When comparing Fyffe’s numbers we can see that his values for EU players were considerable higher for EU G’s and EU SK’s. Some of that is no doubt due to methodology since our numbers for the earlier period were also higher but not quite as high especially for the aforementioned groups. Multipliers for NorAm G and NorAm SK are similar to Fyffe’s. Note that the data that leads to the curvature in the smoothed plots potentially also makes the slopes/coefficients smaller.

#Compare 2003-2011 to 2012-2019, 
regfinalold=glm(formula = Overall ~ FINAL.RANK:Category  - 1, family = quasipoisson(link = "identity"), data = players[players$recent==0,])
regfinalnew=glm(formula = Overall ~ FINAL.RANK:Category  - 1, family = quasipoisson(link = "identity"), data = players[players$recent==1,])

#
table.coef<-data.frame(bind_rows(round(regfinalold$coefficients,2),round(regfinalnew$coefficients,2))) 
table.coef<-rbind(table.coef,c(38.18,6.27,13.25,1.35))
names(table.coef)<-c("EU G","EU SK","NorAm G","NorAm SK")
row.names(table.coef)<-c("2003-2011","2012-2019","Fyffe")
#
table.coef %>%
  kable() %>%
  kable_styling()

Discussion

The primary goal of this project was to create a merged dataset of Central Scouting Service Rankings and NHL Entry Draft data. As linked above, that data is now available. The long term goal is to update that data each year as it becomes available. As we said above, we’re happy to update the current data if errors are found.

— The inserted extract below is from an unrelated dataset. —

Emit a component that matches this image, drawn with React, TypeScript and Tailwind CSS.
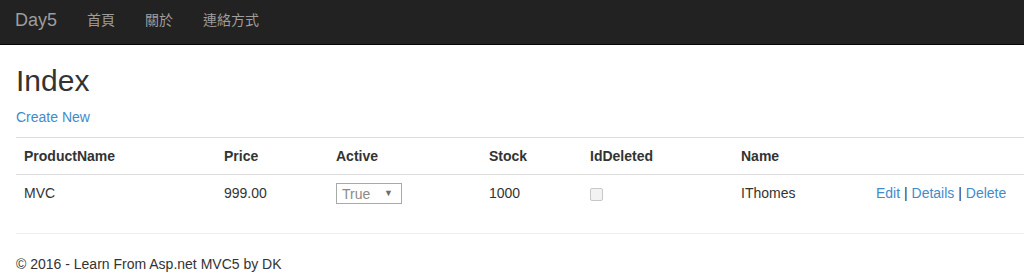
const font = "font-['Liberation_Sans','Noto_Sans_CJK_TC',sans-serif]"

const cols = [
  { label: 'ProductName', w: 'w-[200px]' },
  { label: 'Price', w: 'w-[112px]' },
  { label: 'Active', w: 'w-[153px]' },
  { label: 'Stock', w: 'w-[101px]' },
  { label: 'IdDeleted', w: 'w-[151px]' },
  { label: 'Name', w: 'w-[135px]' },
  { label: '', w: '' },
]

export default function App() {
  return (
    <div className={`${font} min-h-screen overflow-hidden bg-white text-[14px] leading-5 text-[#333]`}>
      {/* navbar (top 5px cropped off) */}
      <nav className="flex h-[45px] items-center border-b border-[#080808] bg-[#222] pb-[5px]">
        <a className="px-[15px] text-[18px] leading-5 text-[#9d9d9d]">Day5</a>
        <ul className="flex">
          {['首頁', '關於', '連絡方式'].map((l) => (
            <li key={l}>
              <a className="block px-[15px] text-[#9d9d9d]">{l}</a>
            </li>
          ))}
        </ul>
      </nav>

      <div className="pl-4">
        <h2 className="mt-[19px] mb-2.5 text-[30px] font-normal leading-[1.1]">Index</h2>
        <p className="mb-[10px]">
          <a className="text-[#428bca]">Create New</a>
        </p>

        <table className="mb-5 w-full table-fixed border-collapse">
          <tbody>
            <tr className="h-9">
              {cols.map((c, i) => (
                <th key={i} className={`${c.w} border-t border-[#ddd] p-2 text-left align-top font-bold`}>
                  {c.label}
                </th>
              ))}
            </tr>
            <tr className="h-[38px]">
              <td className="border-t border-[#ddd] p-2 align-top">MVC</td>
              <td className="border-t border-[#ddd] p-2 align-top">999.00</td>
              <td className="border-t border-[#ddd] p-2 align-top">
                <div className="flex h-[21px] w-[66px] items-center justify-between border border-[#a9a9a9] bg-white pl-[5px] pr-[8px] text-[#8a8a8a]">
                  <span className="leading-none">True</span>
                  <span className="text-[9px] leading-none text-[#6d6d6d]">▼</span>
                </div>
              </td>
              <td className="border-t border-[#ddd] p-2 align-top">1000</td>
              <td className="border-t border-[#ddd] p-2 align-top">
                <div className="mt-[5px] h-[13px] w-[13px] rounded-[2px] border border-[#c8c8c8] bg-[#f2f2f2]" />
              </td>
              <td className="border-t border-[#ddd] p-2 align-top">IThomes</td>
              <td className="border-t border-[#ddd] p-2 align-top whitespace-nowrap">
                <a className="text-[#428bca]">Edit</a> | <a className="text-[#428bca]">Details</a> |{' '}
                <a className="text-[#428bca]">Delete</a>
              </td>
            </tr>
          </tbody>
        </table>

        <hr className="mt-[19px] mb-5 border-t border-[#eee]" />
        <footer>
          <p>© 2016 - Learn From Asp.net MVC5 by DK</p>
        </footer>
      </div>
    </div>
  )
}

The second goal was to replicate Iain Fyffe’s Cescin analysis with newer data. We’ve done that to some extent. There seem to be some small changes to the coefficients that his analysis developed in the case of EU players. More sophisticated analyses of these data attacking the problem of the data’s missingness are probably warranted at some point and we’d be happy to collaborate with someone on that project. Dealing appropriately with missing or unobserved data is challenging. As part of that analysis, some flexibility in the functional form (linear, quadratic, spline) also seems to be worth investigating further.

Thanks to Timo Seppa and Sam Ventura for reading and commenting on a draft of this article.